▶ [EXERCISE REQUIREMENTS]
Go over the entries below line by line, copying each one that contains the word "Tailwind".

▶ [TASK DATA]

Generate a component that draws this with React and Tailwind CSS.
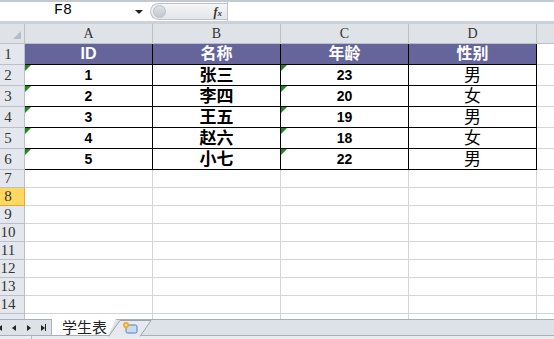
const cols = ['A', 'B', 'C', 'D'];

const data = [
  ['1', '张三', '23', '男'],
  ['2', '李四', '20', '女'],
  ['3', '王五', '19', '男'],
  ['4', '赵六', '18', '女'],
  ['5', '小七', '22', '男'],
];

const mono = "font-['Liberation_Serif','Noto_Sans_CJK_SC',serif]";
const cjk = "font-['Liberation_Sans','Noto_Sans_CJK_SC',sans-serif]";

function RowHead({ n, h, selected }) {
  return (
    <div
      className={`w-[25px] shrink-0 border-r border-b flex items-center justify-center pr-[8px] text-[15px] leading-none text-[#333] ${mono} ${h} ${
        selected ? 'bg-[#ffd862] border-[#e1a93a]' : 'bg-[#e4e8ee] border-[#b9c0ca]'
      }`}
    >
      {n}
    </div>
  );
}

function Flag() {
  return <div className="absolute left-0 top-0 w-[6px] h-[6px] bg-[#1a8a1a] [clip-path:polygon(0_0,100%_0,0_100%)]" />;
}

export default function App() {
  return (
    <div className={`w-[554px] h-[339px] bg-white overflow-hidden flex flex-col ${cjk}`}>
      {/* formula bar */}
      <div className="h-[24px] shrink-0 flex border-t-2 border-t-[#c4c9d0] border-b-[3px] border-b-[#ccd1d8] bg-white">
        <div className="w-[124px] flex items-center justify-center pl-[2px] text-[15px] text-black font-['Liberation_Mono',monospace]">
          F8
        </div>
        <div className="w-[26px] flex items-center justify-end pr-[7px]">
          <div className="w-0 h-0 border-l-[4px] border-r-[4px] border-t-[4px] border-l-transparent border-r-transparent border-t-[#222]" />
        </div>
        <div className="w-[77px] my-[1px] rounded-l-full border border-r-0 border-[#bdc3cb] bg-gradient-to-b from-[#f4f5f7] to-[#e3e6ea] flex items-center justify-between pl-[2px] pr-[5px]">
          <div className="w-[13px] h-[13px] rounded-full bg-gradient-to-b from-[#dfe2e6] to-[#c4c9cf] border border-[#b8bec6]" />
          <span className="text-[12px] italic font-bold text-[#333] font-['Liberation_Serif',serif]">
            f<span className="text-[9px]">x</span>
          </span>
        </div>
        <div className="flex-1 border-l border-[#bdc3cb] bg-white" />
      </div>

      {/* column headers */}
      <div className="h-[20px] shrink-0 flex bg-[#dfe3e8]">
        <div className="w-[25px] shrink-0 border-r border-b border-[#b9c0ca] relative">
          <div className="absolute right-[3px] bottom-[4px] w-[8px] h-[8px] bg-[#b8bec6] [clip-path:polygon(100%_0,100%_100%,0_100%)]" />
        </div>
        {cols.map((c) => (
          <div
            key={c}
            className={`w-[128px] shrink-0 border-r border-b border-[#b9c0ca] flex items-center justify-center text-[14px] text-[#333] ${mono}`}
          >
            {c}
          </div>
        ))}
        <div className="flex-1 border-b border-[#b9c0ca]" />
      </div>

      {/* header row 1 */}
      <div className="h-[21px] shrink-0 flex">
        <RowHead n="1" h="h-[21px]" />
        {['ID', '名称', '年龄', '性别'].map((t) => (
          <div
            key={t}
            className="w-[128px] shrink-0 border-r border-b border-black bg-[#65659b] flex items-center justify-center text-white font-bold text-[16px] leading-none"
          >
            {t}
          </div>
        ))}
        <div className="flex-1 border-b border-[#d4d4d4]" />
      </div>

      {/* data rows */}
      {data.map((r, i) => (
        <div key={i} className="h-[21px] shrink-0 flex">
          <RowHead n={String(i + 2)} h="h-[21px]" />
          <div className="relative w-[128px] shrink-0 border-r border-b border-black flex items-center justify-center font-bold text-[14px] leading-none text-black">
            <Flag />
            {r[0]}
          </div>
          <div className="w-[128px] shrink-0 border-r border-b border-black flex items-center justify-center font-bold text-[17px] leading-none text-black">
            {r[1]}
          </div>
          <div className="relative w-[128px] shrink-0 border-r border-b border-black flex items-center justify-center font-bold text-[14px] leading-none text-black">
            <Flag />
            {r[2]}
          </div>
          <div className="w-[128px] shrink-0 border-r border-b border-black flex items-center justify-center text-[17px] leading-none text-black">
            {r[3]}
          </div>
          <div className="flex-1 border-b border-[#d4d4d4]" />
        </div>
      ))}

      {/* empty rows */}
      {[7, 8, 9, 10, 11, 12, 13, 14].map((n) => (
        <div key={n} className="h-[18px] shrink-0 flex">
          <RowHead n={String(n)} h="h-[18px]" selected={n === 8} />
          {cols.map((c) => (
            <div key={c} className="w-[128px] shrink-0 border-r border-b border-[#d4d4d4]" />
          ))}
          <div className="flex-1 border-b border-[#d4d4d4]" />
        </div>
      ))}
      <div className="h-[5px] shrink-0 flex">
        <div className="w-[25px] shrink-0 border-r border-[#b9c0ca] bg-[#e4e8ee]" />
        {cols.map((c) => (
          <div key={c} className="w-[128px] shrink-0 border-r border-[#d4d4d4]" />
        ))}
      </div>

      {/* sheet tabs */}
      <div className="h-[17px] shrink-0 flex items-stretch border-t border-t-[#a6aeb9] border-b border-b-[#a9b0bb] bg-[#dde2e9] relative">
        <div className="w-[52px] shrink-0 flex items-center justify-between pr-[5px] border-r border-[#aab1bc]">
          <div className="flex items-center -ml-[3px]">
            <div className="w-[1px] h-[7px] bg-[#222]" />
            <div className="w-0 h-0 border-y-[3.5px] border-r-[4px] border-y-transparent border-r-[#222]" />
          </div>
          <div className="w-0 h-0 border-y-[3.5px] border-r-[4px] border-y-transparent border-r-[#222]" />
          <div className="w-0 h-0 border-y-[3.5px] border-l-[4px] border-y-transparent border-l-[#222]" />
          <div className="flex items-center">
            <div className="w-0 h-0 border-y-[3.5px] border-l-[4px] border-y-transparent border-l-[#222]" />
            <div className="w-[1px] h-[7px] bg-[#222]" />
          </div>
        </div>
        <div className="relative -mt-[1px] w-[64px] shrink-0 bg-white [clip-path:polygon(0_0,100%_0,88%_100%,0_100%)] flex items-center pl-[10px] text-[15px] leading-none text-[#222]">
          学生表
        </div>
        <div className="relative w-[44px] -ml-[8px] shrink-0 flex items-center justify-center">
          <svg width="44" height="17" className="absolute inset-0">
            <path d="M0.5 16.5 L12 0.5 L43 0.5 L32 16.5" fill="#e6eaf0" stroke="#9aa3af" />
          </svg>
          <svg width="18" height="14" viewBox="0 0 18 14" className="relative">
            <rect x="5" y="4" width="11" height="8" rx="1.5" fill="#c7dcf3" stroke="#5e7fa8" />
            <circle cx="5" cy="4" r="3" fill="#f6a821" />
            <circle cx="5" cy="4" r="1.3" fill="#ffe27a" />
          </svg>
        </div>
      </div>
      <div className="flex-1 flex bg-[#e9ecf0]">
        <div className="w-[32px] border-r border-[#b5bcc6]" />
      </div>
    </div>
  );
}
...
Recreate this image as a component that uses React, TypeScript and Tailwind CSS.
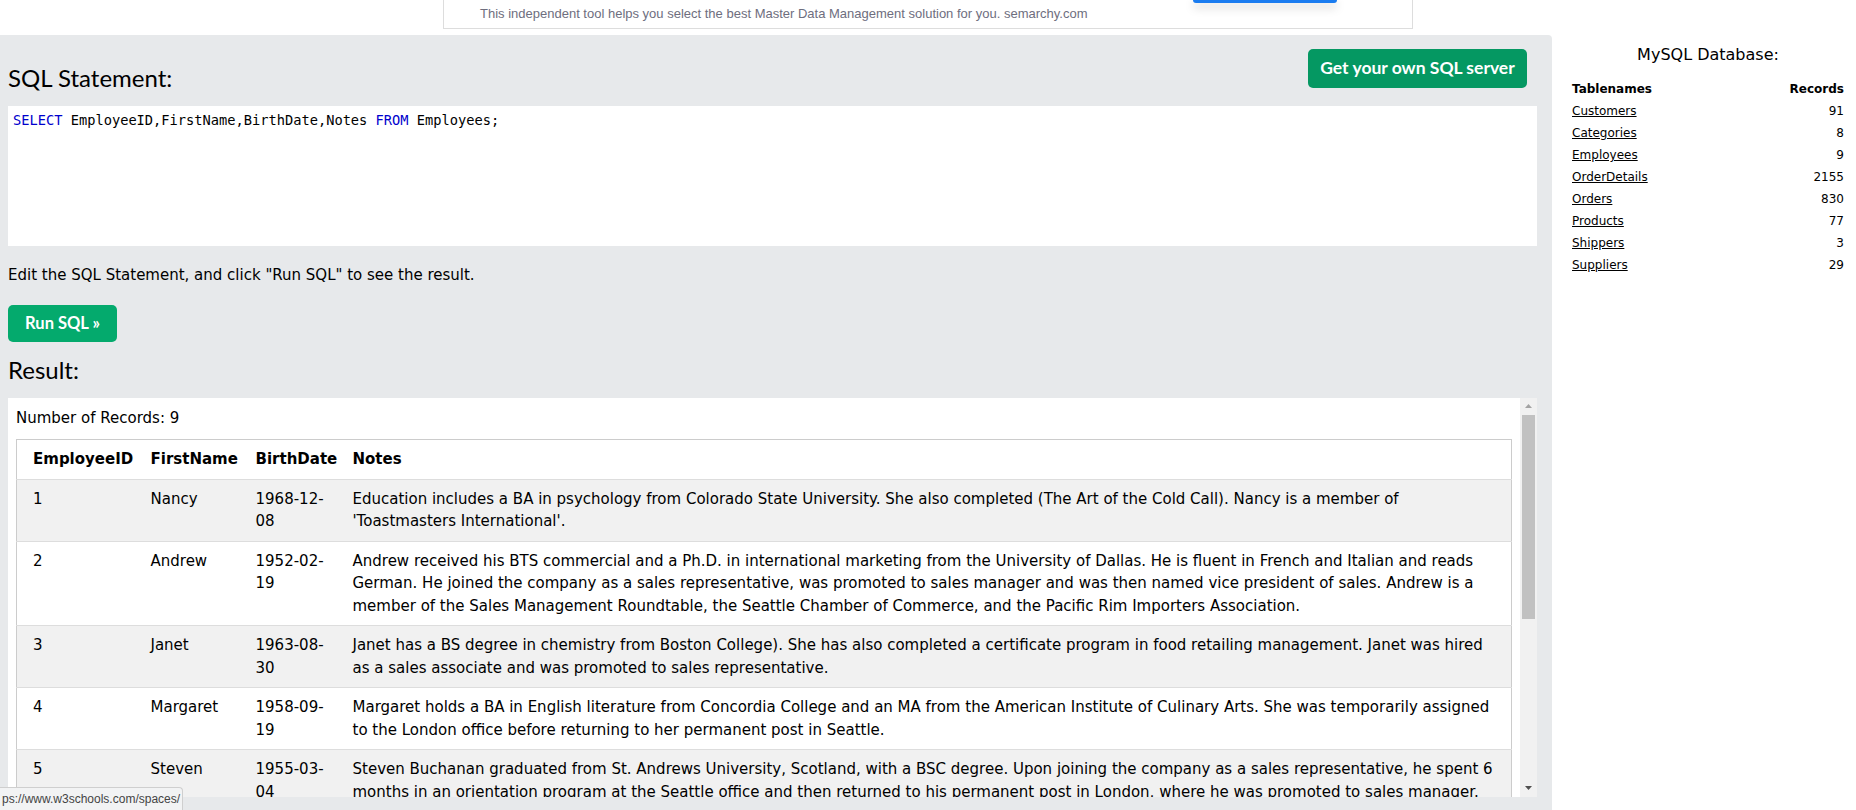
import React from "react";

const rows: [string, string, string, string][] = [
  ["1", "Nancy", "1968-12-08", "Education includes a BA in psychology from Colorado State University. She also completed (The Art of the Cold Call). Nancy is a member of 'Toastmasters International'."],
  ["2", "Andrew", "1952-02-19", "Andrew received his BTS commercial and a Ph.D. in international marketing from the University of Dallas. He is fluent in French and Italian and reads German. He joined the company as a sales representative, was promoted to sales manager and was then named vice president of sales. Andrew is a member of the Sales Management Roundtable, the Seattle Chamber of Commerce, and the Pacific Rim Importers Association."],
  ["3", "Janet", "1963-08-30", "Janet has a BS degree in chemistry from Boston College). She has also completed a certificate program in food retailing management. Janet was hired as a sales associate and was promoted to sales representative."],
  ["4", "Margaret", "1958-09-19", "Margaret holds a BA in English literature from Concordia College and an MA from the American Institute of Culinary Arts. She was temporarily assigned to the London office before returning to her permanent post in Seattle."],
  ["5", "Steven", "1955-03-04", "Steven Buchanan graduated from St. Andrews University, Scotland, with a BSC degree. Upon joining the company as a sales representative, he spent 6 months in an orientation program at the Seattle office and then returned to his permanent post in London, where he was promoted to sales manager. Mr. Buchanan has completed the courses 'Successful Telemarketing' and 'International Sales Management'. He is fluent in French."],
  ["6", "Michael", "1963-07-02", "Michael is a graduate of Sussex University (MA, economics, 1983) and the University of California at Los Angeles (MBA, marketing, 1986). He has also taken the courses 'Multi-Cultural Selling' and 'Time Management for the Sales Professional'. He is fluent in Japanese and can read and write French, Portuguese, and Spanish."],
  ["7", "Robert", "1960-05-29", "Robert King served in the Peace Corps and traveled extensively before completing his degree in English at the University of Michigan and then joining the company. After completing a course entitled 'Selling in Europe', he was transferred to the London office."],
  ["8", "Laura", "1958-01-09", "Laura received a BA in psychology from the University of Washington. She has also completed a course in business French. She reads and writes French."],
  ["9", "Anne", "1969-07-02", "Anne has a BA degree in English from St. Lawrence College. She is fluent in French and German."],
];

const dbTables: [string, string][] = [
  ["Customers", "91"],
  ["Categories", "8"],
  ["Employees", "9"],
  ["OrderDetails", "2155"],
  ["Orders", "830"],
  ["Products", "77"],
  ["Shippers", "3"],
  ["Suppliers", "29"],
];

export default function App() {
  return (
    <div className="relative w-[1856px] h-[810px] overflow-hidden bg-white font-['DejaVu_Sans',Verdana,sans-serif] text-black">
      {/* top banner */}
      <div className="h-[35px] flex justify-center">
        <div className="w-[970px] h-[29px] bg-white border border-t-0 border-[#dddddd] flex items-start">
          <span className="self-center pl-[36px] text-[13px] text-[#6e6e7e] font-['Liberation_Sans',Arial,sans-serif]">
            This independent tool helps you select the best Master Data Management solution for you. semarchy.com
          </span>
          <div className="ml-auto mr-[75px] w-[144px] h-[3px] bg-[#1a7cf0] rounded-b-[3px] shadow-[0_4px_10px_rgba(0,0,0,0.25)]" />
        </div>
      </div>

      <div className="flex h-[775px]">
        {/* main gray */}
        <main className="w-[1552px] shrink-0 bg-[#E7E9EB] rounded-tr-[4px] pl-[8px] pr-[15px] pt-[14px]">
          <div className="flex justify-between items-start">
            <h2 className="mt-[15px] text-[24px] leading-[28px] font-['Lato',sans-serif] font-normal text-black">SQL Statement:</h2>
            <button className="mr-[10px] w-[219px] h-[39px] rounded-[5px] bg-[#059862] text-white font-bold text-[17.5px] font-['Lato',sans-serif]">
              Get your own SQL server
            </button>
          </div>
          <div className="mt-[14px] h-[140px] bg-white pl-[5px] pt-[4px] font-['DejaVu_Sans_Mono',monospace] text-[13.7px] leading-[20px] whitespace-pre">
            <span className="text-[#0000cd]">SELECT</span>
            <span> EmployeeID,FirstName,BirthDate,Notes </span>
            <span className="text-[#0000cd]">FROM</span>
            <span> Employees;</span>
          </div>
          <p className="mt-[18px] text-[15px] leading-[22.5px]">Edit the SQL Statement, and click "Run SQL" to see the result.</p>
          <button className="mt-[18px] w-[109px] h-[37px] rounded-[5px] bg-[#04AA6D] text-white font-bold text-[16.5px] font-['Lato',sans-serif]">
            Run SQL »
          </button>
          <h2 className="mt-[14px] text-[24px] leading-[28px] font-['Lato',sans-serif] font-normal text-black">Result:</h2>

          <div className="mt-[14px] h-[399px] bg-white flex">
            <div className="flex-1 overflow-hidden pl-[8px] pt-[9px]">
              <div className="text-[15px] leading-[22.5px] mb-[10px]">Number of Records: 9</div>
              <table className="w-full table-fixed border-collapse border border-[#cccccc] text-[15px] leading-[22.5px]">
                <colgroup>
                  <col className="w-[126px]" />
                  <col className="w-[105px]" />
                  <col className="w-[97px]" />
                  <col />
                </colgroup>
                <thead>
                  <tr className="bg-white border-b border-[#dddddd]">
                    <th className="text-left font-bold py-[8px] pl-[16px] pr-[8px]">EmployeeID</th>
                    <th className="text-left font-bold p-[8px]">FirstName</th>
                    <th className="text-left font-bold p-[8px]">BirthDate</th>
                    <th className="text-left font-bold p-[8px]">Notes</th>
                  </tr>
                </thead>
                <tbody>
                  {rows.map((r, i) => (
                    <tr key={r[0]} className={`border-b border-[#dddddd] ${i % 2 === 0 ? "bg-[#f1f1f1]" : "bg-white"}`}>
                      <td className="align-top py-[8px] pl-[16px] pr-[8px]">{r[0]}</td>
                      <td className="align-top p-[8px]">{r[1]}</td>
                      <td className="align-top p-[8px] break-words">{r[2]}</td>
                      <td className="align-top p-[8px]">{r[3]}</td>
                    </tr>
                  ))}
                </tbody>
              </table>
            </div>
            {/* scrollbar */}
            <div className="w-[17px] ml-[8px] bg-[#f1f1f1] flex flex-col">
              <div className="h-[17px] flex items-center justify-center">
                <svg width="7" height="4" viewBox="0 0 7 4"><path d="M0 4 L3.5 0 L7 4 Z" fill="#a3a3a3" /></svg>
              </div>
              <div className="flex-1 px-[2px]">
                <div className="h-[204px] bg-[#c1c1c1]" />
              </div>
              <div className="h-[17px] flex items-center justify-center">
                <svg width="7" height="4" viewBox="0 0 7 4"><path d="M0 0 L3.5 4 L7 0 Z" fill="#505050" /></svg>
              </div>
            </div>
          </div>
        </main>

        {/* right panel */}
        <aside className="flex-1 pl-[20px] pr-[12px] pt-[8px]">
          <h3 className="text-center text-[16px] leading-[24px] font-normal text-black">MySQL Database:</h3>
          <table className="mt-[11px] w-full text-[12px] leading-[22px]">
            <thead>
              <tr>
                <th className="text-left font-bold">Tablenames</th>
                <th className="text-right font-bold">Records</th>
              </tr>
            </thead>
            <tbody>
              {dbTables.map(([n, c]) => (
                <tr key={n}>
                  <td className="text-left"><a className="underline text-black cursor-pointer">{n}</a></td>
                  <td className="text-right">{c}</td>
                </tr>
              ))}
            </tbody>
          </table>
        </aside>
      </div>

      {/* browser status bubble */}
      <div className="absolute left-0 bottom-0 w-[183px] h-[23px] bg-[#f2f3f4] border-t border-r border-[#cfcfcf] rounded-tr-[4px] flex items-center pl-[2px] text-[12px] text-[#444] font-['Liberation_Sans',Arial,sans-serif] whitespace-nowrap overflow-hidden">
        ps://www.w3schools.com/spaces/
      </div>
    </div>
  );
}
...
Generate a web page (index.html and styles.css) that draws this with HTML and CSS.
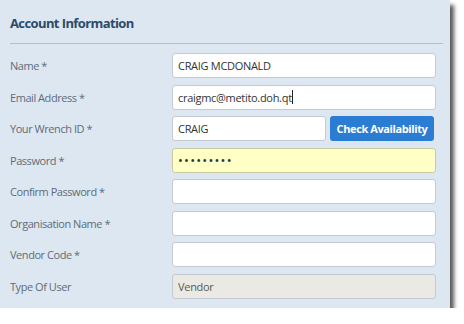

▶ [ANSWER TO THIS PROBLEM]
Generate a component that draws this with React and Tailwind CSS.
Recreate this image as a component that uses React, TypeScript and Tailwind CSS.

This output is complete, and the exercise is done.